:: What this task involves ::
Please report every line from the material that contains the word "React".

:: Excerpted records ::
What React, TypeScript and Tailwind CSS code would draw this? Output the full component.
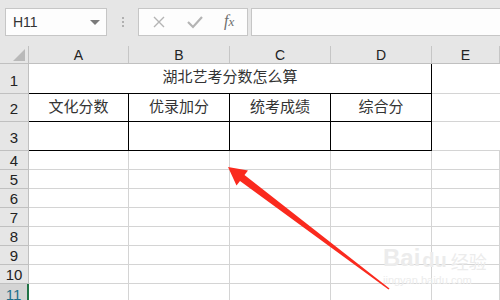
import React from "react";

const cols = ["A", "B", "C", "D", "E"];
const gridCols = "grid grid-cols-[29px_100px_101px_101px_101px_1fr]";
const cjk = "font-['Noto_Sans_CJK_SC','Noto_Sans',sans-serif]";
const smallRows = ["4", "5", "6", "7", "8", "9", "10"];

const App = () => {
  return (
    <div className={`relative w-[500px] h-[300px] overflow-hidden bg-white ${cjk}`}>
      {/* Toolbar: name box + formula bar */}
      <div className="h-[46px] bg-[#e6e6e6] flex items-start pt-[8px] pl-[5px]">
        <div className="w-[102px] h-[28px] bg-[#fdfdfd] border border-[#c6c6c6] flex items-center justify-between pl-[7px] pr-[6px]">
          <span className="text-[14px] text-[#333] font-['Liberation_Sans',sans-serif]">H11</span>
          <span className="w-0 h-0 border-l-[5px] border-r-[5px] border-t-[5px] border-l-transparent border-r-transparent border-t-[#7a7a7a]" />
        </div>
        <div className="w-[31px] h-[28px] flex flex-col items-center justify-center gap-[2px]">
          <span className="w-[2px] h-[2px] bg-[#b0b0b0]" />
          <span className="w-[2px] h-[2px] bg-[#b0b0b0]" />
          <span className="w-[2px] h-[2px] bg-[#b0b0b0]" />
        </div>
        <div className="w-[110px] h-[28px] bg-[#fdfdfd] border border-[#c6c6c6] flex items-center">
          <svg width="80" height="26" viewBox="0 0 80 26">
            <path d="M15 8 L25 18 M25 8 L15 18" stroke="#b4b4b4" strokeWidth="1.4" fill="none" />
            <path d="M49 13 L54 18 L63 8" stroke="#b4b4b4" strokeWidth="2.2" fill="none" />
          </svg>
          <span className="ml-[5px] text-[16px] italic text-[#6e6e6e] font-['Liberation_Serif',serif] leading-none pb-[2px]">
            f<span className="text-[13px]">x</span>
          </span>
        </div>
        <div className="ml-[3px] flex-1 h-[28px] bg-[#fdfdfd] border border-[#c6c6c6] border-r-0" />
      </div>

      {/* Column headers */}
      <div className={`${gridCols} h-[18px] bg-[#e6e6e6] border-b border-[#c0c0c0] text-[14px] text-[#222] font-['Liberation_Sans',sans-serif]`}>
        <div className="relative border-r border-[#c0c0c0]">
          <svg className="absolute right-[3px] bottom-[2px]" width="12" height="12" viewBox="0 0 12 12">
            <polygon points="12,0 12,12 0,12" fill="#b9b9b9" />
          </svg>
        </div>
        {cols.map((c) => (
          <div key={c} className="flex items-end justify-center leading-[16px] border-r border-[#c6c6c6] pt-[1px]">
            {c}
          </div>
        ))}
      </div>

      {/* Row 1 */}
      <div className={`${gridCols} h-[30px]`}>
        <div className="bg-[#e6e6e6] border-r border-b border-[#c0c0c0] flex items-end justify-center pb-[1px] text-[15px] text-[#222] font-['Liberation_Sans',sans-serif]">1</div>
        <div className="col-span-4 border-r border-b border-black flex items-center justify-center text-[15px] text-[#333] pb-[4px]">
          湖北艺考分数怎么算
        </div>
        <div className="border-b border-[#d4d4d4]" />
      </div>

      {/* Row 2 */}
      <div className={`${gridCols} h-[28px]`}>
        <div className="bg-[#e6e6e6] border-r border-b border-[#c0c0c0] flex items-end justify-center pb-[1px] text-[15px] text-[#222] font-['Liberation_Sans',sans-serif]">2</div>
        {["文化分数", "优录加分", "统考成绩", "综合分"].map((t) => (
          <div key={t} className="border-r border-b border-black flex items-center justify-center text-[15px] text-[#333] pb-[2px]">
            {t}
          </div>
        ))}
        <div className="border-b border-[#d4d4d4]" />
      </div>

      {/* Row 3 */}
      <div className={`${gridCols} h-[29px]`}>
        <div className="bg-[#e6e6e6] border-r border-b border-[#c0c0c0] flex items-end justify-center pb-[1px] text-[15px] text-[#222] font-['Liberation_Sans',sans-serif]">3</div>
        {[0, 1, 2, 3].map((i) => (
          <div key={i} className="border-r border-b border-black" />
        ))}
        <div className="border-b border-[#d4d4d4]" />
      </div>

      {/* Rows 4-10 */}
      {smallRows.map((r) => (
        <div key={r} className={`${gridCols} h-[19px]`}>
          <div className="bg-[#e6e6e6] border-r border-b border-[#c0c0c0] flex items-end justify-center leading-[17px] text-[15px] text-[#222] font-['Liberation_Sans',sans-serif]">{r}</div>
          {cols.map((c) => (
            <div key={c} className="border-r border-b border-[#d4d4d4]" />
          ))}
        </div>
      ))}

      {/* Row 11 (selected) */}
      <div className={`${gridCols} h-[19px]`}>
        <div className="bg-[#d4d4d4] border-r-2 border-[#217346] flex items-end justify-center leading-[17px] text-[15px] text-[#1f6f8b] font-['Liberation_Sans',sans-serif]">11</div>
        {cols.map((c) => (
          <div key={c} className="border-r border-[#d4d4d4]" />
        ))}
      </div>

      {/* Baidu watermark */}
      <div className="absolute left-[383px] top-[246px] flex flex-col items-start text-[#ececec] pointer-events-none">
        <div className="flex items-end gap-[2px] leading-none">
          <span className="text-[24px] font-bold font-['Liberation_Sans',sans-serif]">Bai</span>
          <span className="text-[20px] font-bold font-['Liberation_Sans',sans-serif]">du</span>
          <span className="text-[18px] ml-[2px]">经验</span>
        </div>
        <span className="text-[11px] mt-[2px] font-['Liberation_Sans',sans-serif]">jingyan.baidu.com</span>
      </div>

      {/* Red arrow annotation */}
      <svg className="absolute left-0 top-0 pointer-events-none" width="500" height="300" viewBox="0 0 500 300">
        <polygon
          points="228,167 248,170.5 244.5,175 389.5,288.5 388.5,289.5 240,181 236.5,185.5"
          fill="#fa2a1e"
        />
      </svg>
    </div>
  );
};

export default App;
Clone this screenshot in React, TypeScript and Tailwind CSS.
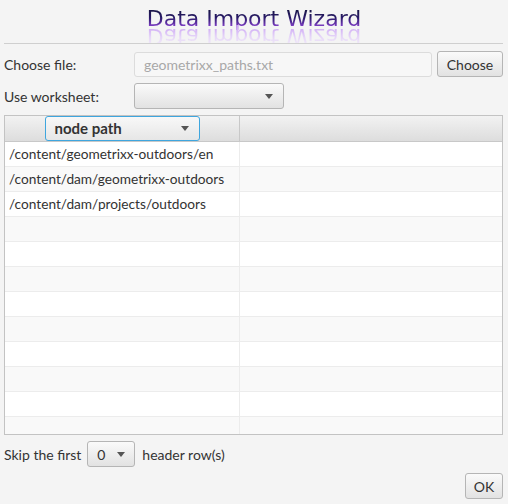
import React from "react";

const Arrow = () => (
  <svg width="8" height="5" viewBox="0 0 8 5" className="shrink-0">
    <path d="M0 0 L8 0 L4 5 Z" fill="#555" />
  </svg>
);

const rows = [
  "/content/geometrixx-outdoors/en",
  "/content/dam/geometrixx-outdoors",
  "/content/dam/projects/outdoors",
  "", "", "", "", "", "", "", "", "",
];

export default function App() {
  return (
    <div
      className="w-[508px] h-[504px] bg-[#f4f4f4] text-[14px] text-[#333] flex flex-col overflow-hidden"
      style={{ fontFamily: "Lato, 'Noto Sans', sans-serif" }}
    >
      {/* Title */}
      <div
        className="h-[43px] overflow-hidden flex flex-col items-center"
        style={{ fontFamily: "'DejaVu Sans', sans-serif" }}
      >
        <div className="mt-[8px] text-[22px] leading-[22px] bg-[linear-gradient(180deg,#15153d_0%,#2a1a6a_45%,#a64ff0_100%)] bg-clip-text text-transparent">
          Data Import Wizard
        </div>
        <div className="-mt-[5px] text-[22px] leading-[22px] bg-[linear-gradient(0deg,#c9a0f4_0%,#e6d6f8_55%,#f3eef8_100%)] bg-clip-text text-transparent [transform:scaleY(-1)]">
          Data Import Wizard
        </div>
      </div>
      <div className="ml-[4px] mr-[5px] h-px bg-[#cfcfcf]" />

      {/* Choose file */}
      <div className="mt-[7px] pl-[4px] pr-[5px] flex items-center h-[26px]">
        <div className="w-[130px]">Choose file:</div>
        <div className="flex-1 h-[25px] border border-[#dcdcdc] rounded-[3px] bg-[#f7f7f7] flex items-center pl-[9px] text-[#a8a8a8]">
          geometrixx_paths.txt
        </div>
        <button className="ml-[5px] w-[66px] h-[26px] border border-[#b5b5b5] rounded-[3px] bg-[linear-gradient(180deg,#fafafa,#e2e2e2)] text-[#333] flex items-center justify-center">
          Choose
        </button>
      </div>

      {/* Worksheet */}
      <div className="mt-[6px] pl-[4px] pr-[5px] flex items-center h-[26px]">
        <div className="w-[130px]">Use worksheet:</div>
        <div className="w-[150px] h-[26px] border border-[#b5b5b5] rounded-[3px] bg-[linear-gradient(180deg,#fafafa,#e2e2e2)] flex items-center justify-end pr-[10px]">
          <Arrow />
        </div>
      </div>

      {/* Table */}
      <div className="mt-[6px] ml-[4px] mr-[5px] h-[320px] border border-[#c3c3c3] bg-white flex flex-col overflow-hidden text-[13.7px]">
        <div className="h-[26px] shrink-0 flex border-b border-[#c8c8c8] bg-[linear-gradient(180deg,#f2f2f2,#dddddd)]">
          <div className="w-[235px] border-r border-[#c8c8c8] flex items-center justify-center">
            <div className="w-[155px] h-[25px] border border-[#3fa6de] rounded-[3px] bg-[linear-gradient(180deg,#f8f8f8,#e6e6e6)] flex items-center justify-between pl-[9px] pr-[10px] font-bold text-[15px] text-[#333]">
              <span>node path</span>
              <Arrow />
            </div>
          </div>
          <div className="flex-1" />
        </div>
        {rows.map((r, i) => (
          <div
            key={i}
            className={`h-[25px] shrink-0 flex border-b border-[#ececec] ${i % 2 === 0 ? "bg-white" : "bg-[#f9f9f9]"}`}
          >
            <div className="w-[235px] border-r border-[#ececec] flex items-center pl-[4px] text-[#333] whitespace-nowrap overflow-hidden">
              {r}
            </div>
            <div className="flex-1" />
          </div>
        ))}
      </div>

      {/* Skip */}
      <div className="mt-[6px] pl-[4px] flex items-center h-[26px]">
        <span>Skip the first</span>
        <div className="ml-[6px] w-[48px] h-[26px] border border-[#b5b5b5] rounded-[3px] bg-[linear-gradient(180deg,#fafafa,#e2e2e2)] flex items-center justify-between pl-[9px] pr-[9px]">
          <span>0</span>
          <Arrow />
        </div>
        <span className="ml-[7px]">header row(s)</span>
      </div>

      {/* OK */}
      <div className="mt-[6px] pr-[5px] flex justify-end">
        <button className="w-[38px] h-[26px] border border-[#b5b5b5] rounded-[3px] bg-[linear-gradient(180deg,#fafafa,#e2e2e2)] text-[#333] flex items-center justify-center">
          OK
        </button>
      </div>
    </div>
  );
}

:: Exercise answer ::
What React, TypeScript and Tailwind CSS code would draw this? Output the full component.
import React from "react";
Clone this screenshot in React, TypeScript and Tailwind CSS.
import React from "react";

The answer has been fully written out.